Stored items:
|---|

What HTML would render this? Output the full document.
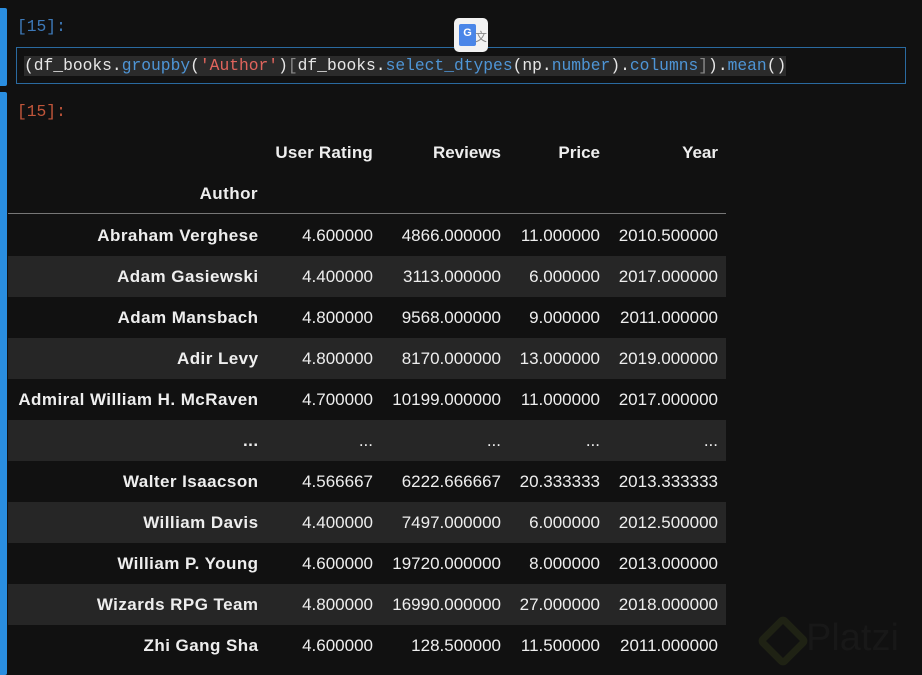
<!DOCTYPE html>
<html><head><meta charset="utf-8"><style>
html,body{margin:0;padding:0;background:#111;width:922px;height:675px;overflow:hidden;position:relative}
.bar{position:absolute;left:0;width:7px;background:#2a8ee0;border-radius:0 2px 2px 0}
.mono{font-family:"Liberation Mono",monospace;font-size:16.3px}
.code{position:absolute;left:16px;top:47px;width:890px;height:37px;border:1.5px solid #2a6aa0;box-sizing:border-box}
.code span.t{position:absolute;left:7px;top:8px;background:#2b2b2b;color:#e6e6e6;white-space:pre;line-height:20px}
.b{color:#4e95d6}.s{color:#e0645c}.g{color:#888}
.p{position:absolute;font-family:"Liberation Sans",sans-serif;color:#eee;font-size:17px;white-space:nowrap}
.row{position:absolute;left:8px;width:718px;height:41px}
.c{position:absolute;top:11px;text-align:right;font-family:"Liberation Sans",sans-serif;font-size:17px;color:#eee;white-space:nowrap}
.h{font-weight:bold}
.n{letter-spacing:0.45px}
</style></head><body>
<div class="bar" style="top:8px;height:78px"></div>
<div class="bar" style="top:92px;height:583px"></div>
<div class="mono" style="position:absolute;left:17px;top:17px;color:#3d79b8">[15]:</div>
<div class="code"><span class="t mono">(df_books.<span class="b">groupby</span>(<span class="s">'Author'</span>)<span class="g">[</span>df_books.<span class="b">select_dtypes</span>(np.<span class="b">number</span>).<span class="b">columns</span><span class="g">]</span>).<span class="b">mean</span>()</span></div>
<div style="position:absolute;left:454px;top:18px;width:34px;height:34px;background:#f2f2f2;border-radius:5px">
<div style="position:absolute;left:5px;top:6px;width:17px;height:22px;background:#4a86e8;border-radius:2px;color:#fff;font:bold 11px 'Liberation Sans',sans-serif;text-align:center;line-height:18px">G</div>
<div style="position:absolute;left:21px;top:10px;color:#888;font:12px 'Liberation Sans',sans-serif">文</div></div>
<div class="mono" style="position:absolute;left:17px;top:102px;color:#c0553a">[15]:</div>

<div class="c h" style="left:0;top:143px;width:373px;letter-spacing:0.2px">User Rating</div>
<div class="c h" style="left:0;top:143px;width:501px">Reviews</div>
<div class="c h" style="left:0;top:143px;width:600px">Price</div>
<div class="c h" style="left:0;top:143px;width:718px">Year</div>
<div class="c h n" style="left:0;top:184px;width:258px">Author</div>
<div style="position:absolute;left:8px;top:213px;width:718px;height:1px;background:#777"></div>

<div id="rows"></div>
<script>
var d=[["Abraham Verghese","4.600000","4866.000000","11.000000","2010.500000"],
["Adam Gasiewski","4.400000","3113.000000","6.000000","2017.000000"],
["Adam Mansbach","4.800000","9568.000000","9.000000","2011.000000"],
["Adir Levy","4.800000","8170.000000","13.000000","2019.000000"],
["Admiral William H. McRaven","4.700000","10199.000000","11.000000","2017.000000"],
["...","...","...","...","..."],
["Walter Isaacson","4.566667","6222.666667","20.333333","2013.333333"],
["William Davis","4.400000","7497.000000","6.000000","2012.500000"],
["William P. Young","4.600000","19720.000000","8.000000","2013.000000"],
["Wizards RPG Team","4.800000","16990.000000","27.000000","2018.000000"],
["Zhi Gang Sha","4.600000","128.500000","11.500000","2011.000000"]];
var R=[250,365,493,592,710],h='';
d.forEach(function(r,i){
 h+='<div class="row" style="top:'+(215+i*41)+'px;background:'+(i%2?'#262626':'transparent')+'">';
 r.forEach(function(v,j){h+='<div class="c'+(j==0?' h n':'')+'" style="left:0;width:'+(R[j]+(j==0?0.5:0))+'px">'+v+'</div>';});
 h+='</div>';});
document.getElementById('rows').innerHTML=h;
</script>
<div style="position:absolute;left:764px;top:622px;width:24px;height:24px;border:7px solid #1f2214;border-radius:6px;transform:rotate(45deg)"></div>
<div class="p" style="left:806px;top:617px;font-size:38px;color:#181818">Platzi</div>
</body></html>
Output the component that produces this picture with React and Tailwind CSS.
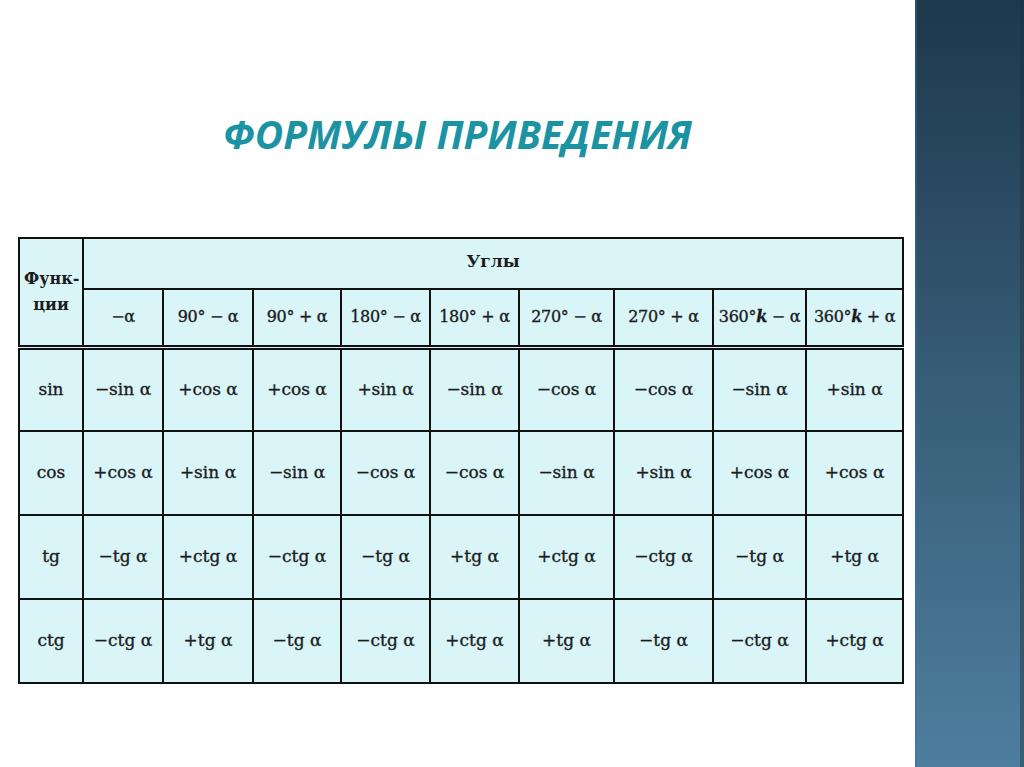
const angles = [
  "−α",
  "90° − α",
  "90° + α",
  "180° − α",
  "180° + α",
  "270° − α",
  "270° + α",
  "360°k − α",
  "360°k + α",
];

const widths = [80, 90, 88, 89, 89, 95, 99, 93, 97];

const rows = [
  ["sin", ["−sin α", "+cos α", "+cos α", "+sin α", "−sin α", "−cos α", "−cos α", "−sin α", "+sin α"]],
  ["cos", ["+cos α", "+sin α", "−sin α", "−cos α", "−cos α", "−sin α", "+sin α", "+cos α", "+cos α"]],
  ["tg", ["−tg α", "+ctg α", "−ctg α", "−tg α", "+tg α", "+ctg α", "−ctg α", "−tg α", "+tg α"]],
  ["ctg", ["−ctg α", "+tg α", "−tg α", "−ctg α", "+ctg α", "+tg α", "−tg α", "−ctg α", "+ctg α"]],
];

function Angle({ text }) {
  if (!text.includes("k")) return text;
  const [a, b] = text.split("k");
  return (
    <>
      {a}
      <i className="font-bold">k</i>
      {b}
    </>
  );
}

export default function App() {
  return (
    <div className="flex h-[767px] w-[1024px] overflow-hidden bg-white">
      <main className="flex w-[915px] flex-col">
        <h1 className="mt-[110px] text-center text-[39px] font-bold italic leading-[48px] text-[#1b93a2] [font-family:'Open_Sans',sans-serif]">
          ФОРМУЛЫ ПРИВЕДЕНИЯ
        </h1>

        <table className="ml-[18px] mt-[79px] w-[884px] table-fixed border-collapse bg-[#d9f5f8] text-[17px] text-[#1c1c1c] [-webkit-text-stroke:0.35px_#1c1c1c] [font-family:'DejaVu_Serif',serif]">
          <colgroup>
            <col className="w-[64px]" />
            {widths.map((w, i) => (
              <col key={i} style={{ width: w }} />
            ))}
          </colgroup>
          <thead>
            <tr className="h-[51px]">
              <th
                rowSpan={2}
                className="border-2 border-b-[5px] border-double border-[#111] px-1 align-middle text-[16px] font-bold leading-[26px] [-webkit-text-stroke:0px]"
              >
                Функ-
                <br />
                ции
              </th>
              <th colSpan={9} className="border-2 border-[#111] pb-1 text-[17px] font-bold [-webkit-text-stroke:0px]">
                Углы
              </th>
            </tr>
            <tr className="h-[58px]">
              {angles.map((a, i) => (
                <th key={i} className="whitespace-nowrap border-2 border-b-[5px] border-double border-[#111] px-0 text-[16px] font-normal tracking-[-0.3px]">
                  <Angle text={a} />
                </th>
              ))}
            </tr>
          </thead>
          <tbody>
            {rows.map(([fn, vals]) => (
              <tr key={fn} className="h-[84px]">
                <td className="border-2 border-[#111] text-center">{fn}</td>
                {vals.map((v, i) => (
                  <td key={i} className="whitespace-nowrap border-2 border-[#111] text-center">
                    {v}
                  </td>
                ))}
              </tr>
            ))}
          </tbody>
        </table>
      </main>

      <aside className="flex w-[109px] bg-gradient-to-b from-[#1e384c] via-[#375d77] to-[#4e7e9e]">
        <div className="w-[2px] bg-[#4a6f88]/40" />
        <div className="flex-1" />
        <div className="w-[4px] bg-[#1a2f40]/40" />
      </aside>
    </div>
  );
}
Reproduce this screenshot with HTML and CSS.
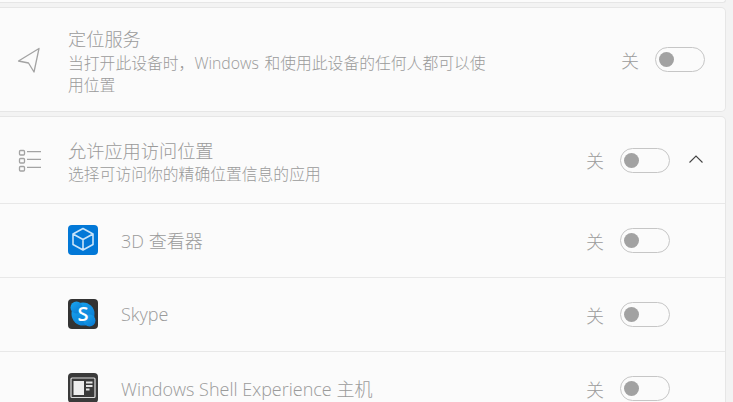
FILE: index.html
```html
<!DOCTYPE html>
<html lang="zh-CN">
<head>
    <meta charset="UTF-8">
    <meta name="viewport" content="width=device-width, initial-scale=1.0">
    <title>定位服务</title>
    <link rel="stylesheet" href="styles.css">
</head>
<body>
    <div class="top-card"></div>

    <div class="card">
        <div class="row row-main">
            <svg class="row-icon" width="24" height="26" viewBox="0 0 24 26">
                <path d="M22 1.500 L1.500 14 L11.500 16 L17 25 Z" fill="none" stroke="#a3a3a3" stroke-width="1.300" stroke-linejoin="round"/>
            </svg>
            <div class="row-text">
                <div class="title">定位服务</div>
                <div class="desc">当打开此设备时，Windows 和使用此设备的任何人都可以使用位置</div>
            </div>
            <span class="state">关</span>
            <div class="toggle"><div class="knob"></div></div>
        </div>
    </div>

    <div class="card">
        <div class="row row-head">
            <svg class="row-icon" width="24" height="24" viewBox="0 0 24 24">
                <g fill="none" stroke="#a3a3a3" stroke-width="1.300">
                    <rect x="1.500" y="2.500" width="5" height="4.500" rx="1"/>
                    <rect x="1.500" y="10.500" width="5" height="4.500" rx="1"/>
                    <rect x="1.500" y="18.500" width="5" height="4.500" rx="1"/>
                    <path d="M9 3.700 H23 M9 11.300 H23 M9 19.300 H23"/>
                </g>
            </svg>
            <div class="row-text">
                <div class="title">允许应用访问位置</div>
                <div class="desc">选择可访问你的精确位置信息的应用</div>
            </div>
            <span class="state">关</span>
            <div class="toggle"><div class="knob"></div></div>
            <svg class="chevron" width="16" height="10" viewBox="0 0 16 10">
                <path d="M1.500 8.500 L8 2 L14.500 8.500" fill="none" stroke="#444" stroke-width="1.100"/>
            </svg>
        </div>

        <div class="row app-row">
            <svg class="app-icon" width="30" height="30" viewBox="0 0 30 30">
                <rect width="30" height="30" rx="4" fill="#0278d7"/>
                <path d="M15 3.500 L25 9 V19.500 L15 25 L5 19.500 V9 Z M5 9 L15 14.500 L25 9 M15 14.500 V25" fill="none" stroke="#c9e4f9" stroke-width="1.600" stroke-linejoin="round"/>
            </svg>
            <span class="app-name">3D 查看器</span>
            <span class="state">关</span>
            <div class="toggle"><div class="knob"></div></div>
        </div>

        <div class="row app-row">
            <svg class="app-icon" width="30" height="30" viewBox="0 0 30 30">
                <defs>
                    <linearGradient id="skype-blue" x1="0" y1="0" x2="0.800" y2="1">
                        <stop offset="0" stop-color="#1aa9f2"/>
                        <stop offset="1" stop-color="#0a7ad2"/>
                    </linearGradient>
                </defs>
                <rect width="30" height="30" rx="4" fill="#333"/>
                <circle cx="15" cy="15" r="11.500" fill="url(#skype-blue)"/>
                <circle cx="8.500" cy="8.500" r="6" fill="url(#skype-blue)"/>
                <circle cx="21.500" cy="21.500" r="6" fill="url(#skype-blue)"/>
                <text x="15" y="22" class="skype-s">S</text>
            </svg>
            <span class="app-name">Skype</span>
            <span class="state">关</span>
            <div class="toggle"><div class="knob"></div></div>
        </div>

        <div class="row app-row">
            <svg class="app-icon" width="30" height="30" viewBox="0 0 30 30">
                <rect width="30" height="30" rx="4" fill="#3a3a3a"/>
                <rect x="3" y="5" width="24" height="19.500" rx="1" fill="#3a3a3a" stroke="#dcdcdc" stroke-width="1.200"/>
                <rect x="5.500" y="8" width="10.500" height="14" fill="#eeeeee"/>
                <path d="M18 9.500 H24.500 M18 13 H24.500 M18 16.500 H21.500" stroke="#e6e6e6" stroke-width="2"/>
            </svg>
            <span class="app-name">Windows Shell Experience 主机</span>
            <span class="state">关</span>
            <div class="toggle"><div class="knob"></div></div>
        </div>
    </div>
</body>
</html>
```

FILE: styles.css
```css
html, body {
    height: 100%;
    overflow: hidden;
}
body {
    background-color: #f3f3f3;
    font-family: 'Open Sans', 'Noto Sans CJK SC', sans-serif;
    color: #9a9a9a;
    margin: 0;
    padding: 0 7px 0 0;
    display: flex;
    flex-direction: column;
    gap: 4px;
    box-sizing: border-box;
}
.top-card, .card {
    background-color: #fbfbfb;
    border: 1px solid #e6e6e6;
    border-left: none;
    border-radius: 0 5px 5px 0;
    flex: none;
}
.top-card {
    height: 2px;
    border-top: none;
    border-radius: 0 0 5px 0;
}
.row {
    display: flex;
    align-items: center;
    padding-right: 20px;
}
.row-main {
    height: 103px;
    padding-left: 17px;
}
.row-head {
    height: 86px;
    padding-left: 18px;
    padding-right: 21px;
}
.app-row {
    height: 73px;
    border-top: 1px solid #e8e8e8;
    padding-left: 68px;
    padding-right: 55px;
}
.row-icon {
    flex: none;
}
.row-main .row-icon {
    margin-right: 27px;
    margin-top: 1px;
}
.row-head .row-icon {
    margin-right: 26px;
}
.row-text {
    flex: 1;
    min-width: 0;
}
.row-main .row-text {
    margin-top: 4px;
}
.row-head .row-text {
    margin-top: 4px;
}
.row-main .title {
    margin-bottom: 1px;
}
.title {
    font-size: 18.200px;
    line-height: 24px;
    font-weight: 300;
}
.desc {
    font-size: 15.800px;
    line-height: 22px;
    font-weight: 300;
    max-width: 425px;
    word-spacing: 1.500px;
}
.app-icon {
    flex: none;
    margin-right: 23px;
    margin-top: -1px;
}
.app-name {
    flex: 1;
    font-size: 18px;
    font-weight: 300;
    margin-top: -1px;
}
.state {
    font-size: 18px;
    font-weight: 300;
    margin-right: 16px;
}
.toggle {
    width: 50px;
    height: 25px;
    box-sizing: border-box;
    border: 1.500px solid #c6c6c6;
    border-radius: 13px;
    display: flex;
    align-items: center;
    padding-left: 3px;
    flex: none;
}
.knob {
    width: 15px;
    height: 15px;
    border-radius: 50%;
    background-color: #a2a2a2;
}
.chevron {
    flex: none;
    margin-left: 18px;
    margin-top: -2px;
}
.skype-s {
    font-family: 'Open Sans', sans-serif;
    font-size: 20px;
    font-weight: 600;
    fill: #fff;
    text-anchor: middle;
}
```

|---|

EXERCISE AIM =>
Begin with the line that contains "Output the component", end with the line that contains "99, 93, 97];", and set down every line in that range exactly as it stands, minus the pictures.

REPLY TO THE EXERCISE =>
Output the component that produces this picture with React and Tailwind CSS.
const angles = [
  "−α",
  "90° − α",
  "90° + α",
  "180° − α",
  "180° + α",
  "270° − α",
  "270° + α",
  "360°k − α",
  "360°k + α",
];

const widths = [80, 90, 88, 89, 89, 95, 99, 93, 97];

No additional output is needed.